L’ immediato autocostituentesi comitato degli italiani all’estero organizza tosto una meravigliosa grigliata per la serata, per dar modo a quella minima parte di turisti, che ancora non s’è accorta che qui ci sono degli italiani in vacanza, di ascoltarli nella celebre versione della serale caciara di gruppo. A malincuore, ma molto a malincuore siamo costretti a rinunziarvi. E’ un dolore che porterò sempre con me. Chiudiamo nuovamente le nostre valige e scendiamo a cena protetti dal crepuscolo per non farci vedere. Prima di ritornare in camera propongo un giro notturno attorno al resort per godere della luna nuova, ma un paio di urlacci di mia moglie, uniti a quelli in lontananza di chissà quale fiera mi convincono a saltare anche quell’esperienza.

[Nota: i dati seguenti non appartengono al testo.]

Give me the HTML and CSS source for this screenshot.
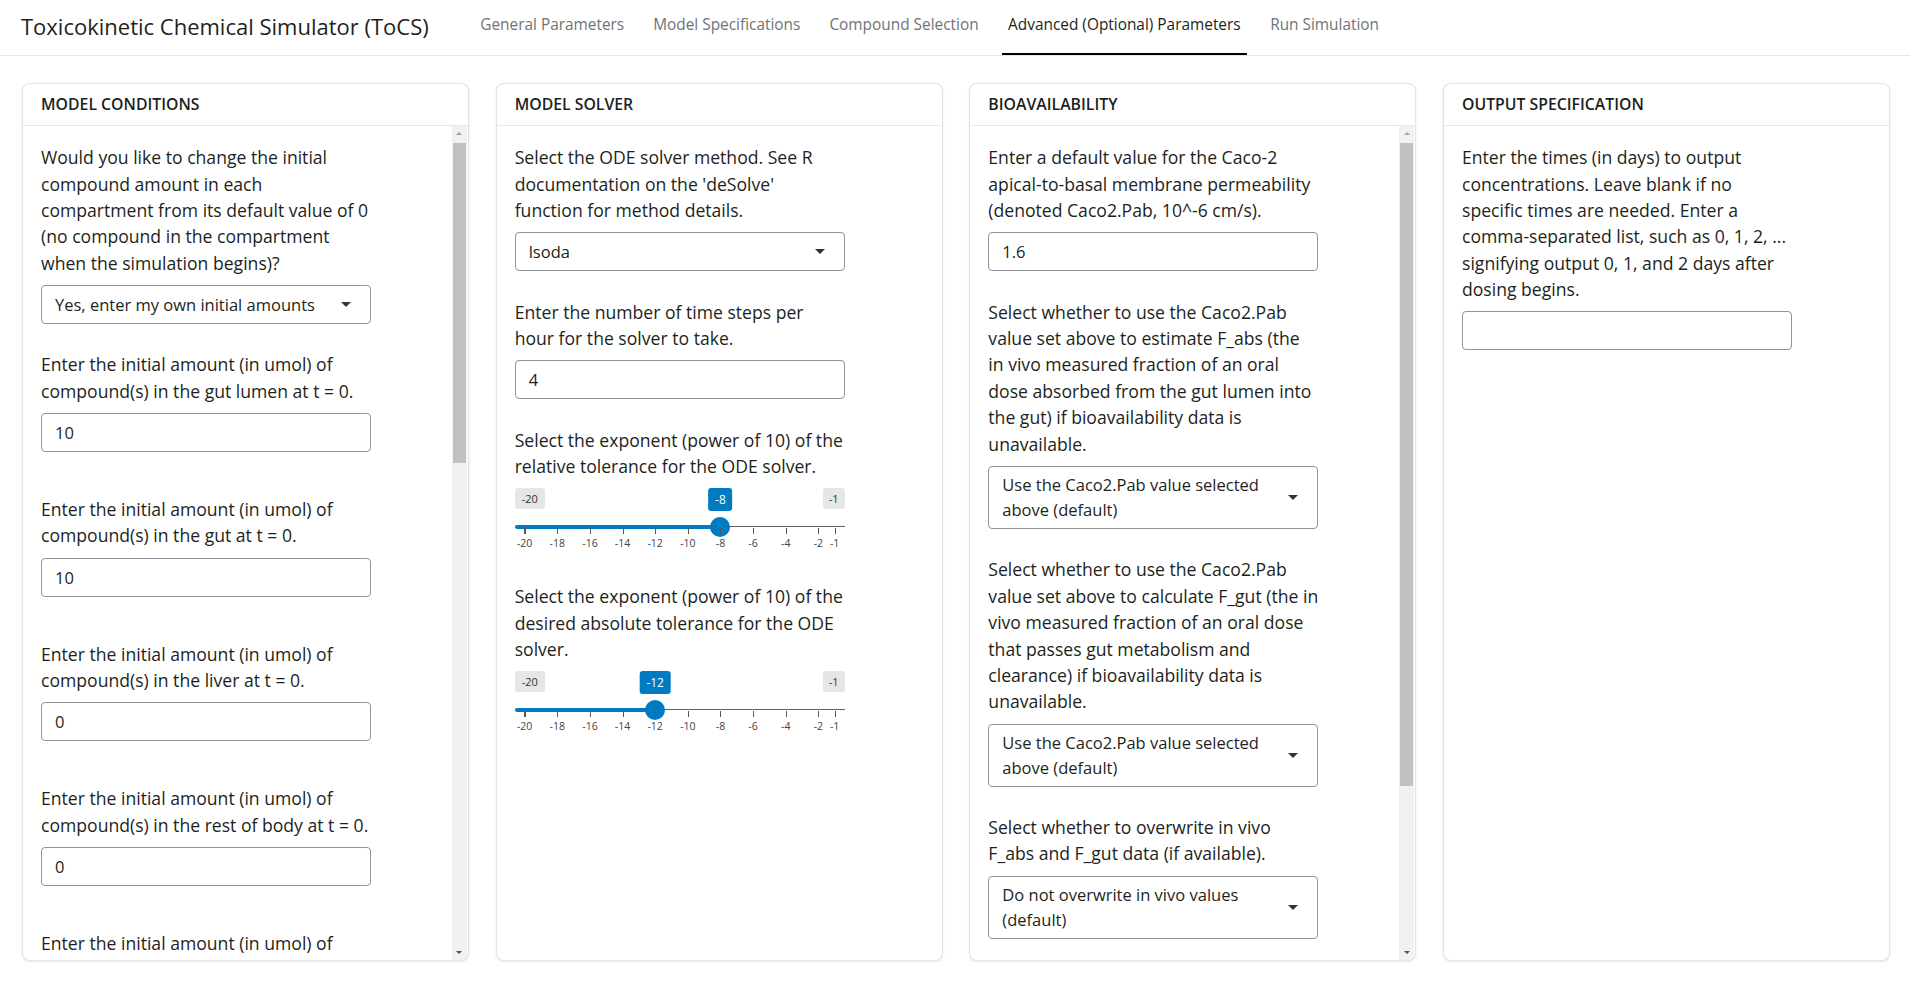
FILE: index.html
```html
<!DOCTYPE html>
<html lang="en">
<head>
<meta charset="utf-8">
<title>Toxicokinetic Chemical Simulator (ToCS)</title>
<link rel="stylesheet" href="styles.css">
</head>
<body>
<nav class="navbar">
  <div class="brand">Toxicokinetic Chemical Simulator (ToCS)</div>
  <ul class="nav">
    <li class="nav-link">General Parameters</li>
    <li class="nav-link">Model Specifications</li>
    <li class="nav-link">Compound Selection</li>
    <li class="nav-link active">Advanced (Optional) Parameters</li>
    <li class="nav-link">Run Simulation</li>
  </ul>
</nav>

<main class="main">
  <section class="card">
    <div class="card-header">Model Conditions</div>
    <div class="body-wrap">
      <div class="card-body">
        <div class="form-group">
          <label class="label">Would you like to change the initial compound amount in each compartment from its default value of 0 (no compound in the compartment when the simulation begins)?</label>
          <div class="select"><span class="select-text">Yes, enter my own initial amounts</span><span class="caret"></span></div>
        </div>
        <div class="form-group spaced">
          <label class="label">Enter the initial amount (in umol) of compound(s) in the gut lumen at t = 0.</label>
          <div class="input">10</div>
        </div>
        <div class="form-group spaced">
          <label class="label">Enter the initial amount (in umol) of compound(s) in the gut at t = 0.</label>
          <div class="input">10</div>
        </div>
        <div class="form-group spaced">
          <label class="label">Enter the initial amount (in umol) of compound(s) in the liver at t = 0.</label>
          <div class="input">0</div>
        </div>
        <div class="form-group spaced">
          <label class="label">Enter the initial amount (in umol) of compound(s) in the rest of body at t = 0.</label>
          <div class="input">0</div>
        </div>
        <div class="form-group spaced">
          <label class="label">Enter the initial amount (in umol) of compound(s) in the kidney at t = 0.</label>
          <div class="input">0</div>
        </div>
      </div>
      <div class="scrollbar">
        <span class="sb-btn sb-up"></span>
        <div class="sb-track"><div class="sb-thumb" style="top: 2px; height: 320px"></div></div>
        <span class="sb-btn sb-down"></span>
      </div>
    </div>
  </section>

  <section class="card">
    <div class="card-header">Model Solver</div>
    <div class="body-wrap">
      <div class="card-body">
        <div class="form-group">
          <label class="label">Select the ODE solver method. See R documentation on the 'deSolve' function for method details.</label>
          <div class="select"><span class="select-text">lsoda</span><span class="caret"></span></div>
        </div>
        <div class="form-group">
          <label class="label">Enter the number of time steps per hour for the solver to take.</label>
          <div class="input">4</div>
        </div>
        <div class="form-group slider-group">
          <label class="label">Select the exponent (power of 10) of the relative tolerance for the ODE solver.</label>
          <div class="irs">
            <span class="irs-min">-20</span>
            <span class="irs-max">-1</span>
            <div class="irs-line"></div>
            <div class="irs-bar" style="width: 205.8px"></div>
            <span class="irs-single" style="left: 205.8px">-8</span>
            <div class="irs-handle" style="left: 205.8px"></div>
            <div class="irs-grid">
              <span class="tick major" style="left: 10px"></span><span class="grid-text" style="left: 10px">-20</span>
              <span class="tick" style="left: 42.6px"></span><span class="grid-text" style="left: 42.6px">-18</span>
              <span class="tick" style="left: 75.3px"></span><span class="grid-text" style="left: 75.3px">-16</span>
              <span class="tick" style="left: 107.9px"></span><span class="grid-text" style="left: 107.9px">-14</span>
              <span class="tick" style="left: 140.5px"></span><span class="grid-text" style="left: 140.5px">-12</span>
              <span class="tick" style="left: 173.2px"></span><span class="grid-text" style="left: 173.2px">-10</span>
              <span class="tick" style="left: 205.8px"></span><span class="grid-text" style="left: 205.8px">-8</span>
              <span class="tick" style="left: 238.4px"></span><span class="grid-text" style="left: 238.4px">-6</span>
              <span class="tick" style="left: 271.1px"></span><span class="grid-text" style="left: 271.1px">-4</span>
              <span class="tick" style="left: 303.7px"></span><span class="grid-text" style="left: 303.7px">-2</span>
              <span class="tick" style="left: 320px"></span><span class="grid-text" style="left: 320px">-1</span>
            </div>
          </div>
        </div>
        <div class="form-group slider-group">
          <label class="label">Select the exponent (power of 10) of the desired absolute tolerance for the ODE solver.</label>
          <div class="irs">
            <span class="irs-min">-20</span>
            <span class="irs-max">-1</span>
            <div class="irs-line"></div>
            <div class="irs-bar" style="width: 140.5px"></div>
            <span class="irs-single" style="left: 140.5px">-12</span>
            <div class="irs-handle" style="left: 140.5px"></div>
            <div class="irs-grid">
              <span class="tick major" style="left: 10px"></span><span class="grid-text" style="left: 10px">-20</span>
              <span class="tick" style="left: 42.6px"></span><span class="grid-text" style="left: 42.6px">-18</span>
              <span class="tick" style="left: 75.3px"></span><span class="grid-text" style="left: 75.3px">-16</span>
              <span class="tick" style="left: 107.9px"></span><span class="grid-text" style="left: 107.9px">-14</span>
              <span class="tick" style="left: 140.5px"></span><span class="grid-text" style="left: 140.5px">-12</span>
              <span class="tick" style="left: 173.2px"></span><span class="grid-text" style="left: 173.2px">-10</span>
              <span class="tick" style="left: 205.8px"></span><span class="grid-text" style="left: 205.8px">-8</span>
              <span class="tick" style="left: 238.4px"></span><span class="grid-text" style="left: 238.4px">-6</span>
              <span class="tick" style="left: 271.1px"></span><span class="grid-text" style="left: 271.1px">-4</span>
              <span class="tick" style="left: 303.7px"></span><span class="grid-text" style="left: 303.7px">-2</span>
              <span class="tick" style="left: 320px"></span><span class="grid-text" style="left: 320px">-1</span>
            </div>
          </div>
        </div>
      </div>
    </div>
  </section>

  <section class="card">
    <div class="card-header">Bioavailability</div>
    <div class="body-wrap">
      <div class="card-body">
        <div class="form-group">
          <label class="label">Enter a default value for the Caco-2 apical-to-basal membrane permeability (denoted Caco2.Pab, 10^-6 cm/s).</label>
          <div class="input">1.6</div>
        </div>
        <div class="form-group">
          <label class="label">Select whether to use the Caco2.Pab value set above to estimate F_abs (the in vivo measured fraction of an oral dose absorbed from the gut lumen into the gut) if bioavailability data is unavailable.</label>
          <div class="select"><span class="select-text">Use the Caco2.Pab value selected above (default)</span><span class="caret"></span></div>
        </div>
        <div class="form-group">
          <label class="label">Select whether to use the Caco2.Pab value set above to calculate F_gut (the in vivo measured fraction of an oral dose that passes gut metabolism and clearance) if bioavailability data is unavailable.</label>
          <div class="select"><span class="select-text">Use the Caco2.Pab value selected above (default)</span><span class="caret"></span></div>
        </div>
        <div class="form-group">
          <label class="label">Select whether to overwrite in vivo F_abs and F_gut data (if available).</label>
          <div class="select"><span class="select-text">Do not overwrite in vivo values (default)</span><span class="caret"></span></div>
        </div>
      </div>
      <div class="scrollbar">
        <span class="sb-btn sb-up"></span>
        <div class="sb-track"><div class="sb-thumb" style="top: 1.5px; height: 643px"></div></div>
        <span class="sb-btn sb-down"></span>
      </div>
    </div>
  </section>

  <section class="card">
    <div class="card-header">Output Specification</div>
    <div class="body-wrap">
      <div class="card-body">
        <div class="form-group">
          <label class="label">Enter the times (in days) to output concentrations. Leave blank if no specific times are needed. Enter a comma-separated list, such as 0, 1, 2, ... signifying output 0, 1, and 2 days after dosing begins.</label>
          <div class="input"></div>
        </div>
      </div>
    </div>
  </section>
</main>
</body>
</html>
```

FILE: styles.css
```css
* { box-sizing: border-box; }

html, body {
  margin: 0;
  padding: 0;
  height: 100%;
}

body {
  font-family: "Open Sans", "DejaVu Sans", sans-serif;
  font-size: 17.6px;
  line-height: 26.4px;
  color: #1d1f21;
  background: #ffffff;
  overflow: hidden;
}

/* ---------- navbar ---------- */
.navbar {
  display: flex;
  align-items: flex-start;
  height: 56px;
  padding-left: 21px;
  border-bottom: 1px solid #e6e6e6;
}

.brand {
  font-size: 22px;
  line-height: 33px;
  margin-top: 9.5px;
  margin-right: 46px;
  color: #1d1f21;
  white-space: nowrap;
}

.nav {
  display: flex;
  gap: 18px;
  list-style: none;
  margin: 0;
  padding: 0;
}

.nav-link {
  font-size: 15.4px;
  line-height: 23.1px;
  height: 54.5px;
  padding: 12.5px 5.5px 0;
  border-bottom: 2px solid transparent;
  color: #6f7377;
  white-space: nowrap;
}

.nav-link.active {
  color: #1d1f21;
  border-bottom-color: #000000;
  padding: 12.5px 6px 0;
}

/* ---------- layout ---------- */
.main {
  display: grid;
  grid-template-columns: repeat(4, 1fr);
  gap: 26.7px;
  padding: 26.7px 20px 0 22px;
}

.card {
  display: flex;
  flex-direction: column;
  height: 878.5px;
  background: #ffffff;
  border: 1px solid rgba(0, 0, 0, 0.11);
  border-radius: 8px;
  box-shadow: 0 1px 3px rgba(0, 0, 0, 0.09);
  overflow: hidden;
}

.card-header {
  padding: 7px 18px 8px;
  font-size: 15.8px;
  line-height: 26.4px;
  font-weight: 600;
  text-transform: uppercase;
  border-bottom: 1px solid rgba(0, 0, 0, 0.09);
  flex: none;
}

.body-wrap {
  position: relative;
  flex: 1;
  min-height: 0;
}

.card-body {
  height: 100%;
  overflow: hidden;
  padding: 18px;
}

/* ---------- scrollbar (drawn) ---------- */
.scrollbar {
  position: absolute;
  top: 0;
  right: 1px;
  bottom: 0;
  width: 15px;
  display: flex;
  flex-direction: column;
  background: #f1f1f1;
}

.sb-btn {
  flex: none;
  height: 15px;
  display: flex;
  align-items: center;
  justify-content: center;
}

.sb-up::after {
  content: "";
  width: 0;
  height: 0;
  border-left: 3.5px solid transparent;
  border-right: 3.5px solid transparent;
  border-bottom: 3.5px solid #a3a3a3;
}

.sb-down::after {
  content: "";
  width: 0;
  height: 0;
  border-left: 3.5px solid transparent;
  border-right: 3.5px solid transparent;
  border-top: 3.5px solid #505050;
}

.sb-track {
  position: relative;
  flex: 1;
}

.sb-thumb {
  position: absolute;
  left: 1px;
  right: 1px;
  background: #c1c1c1;
}

/* ---------- form controls ---------- */
.form-group {
  width: 330px;
  margin-bottom: 27.5px;
}

.form-group.spaced {
  margin-bottom: 44px;
}

.form-group:last-child {
  margin-bottom: 0;
}

.label {
  display: block;
  margin-bottom: 8.8px;
}

.input {
  height: 39px;
  border: 1px solid #8f959b;
  border-radius: 4px;
  padding: 0 13px;
  font-size: 16.5px;
  line-height: 37px;
  color: #1d1f21;
}

.select {
  position: relative;
  display: flex;
  align-items: center;
  min-height: 39px;
  border: 1px solid #8f959b;
  border-radius: 4px;
  padding: 5.3px 42px 5.3px 13px;
  font-size: 16.5px;
  line-height: 25.2px;
  color: #1d1f21;
}

.caret {
  position: absolute;
  right: 19px;
  top: 50%;
  margin-top: -2.5px;
  width: 0;
  height: 0;
  border-left: 5px solid transparent;
  border-right: 5px solid transparent;
  border-top: 5px solid #333333;
}

/* ---------- range slider ---------- */
.slider-group {
  margin-bottom: 27px;
}

.irs {
  position: relative;
  width: 330px;
  height: 68px;
}

.irs-min,
.irs-max {
  position: absolute;
  top: 0;
  height: 21px;
  line-height: 21px;
  font-size: 11px;
  padding: 0 7px;
  background: #e6e6e6;
  border-radius: 3px;
  color: #333333;
}

.irs-min { left: 0; }
.irs-max { right: 0; padding: 0 6px; }

.irs-single {
  position: absolute;
  top: 0;
  height: 23px;
  line-height: 23px;
  font-size: 12px;
  padding: 0 6.5px;
  background: #007bc2;
  color: #ffffff;
  border-radius: 3px;
  transform: translateX(-50%);
}

.irs-line {
  position: absolute;
  left: 0;
  right: 0;
  top: 37.5px;
  height: 1.5px;
  background: #606060;
}

.irs-bar {
  position: absolute;
  left: 0;
  top: 36.5px;
  height: 4px;
  background: #007bc2;
  border-radius: 2px 0 0 2px;
}

.irs-handle {
  position: absolute;
  top: 28.5px;
  width: 20px;
  height: 20px;
  margin-left: -10px;
  border-radius: 50%;
  background: #007bc2;
}

.irs-grid {
  position: absolute;
  left: 0;
  right: 0;
  top: 40px;
  height: 28px;
}

.tick {
  position: absolute;
  top: 0;
  width: 1px;
  height: 6px;
  background: #555555;
}

.tick.major {
  width: 2px;
  margin-left: -0.5px;
}

.grid-text {
  position: absolute;
  top: 8px;
  font-size: 10.5px;
  line-height: 14px;
  color: #444444;
  transform: translateX(-50%);
  white-space: nowrap;
}
```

Per fortuna non mi perdo un’eccitante sveglia alle 3.30 del mattino, uno di quei sottili piaceri che mi spinge ad ululare come un dingo per la felicità

Il ritrovo è fissato alle 4 del mattino di fronte al resort. Uno stupendo cielo stellato e un freddo apocalittico fanno da cornice ad un gruppo di zombie che scambiano a malapena quattro parole e attendono i caldi e confortevoli sedili del pulmino come un bambino attende il gelato. Ci scarrozzano fino ad Uluru e ci mollano ai piedi della roccia sacra, appena in tempo per godere dei primi raggi del sole nascente. Un paio di puffi, leggi soliti cretinetti in gonnellina-infradito-canottierina, cianotici per il clima rigido, rientrano nel bus e non li rivedremo fino al solstizio. Priceless.

Ayers Rock

I cambi di colorazione di Uluru all’alba ripagano abbondantemente della levataccia. Facciamo un ampio giro della roccia e ci ritroviamo immersi in una natura verdeggiante e rigogliosa, sempre per merito delle piogge dei giorni scorsi. Nonostante la temperatura in rapida ascesa, conservo un ricordo del famigerato deserto australiano come un posticino accogliente rispetto alla pianura padana in agosto. Un veloce giro al centro visitatori e poi ripartiamo verso il resort. Qui recuperiamo i nostri bagagli e ci dirigiamo al minuscolo aeroporto di Ayers Rock. Prossima destinazione: Sydney!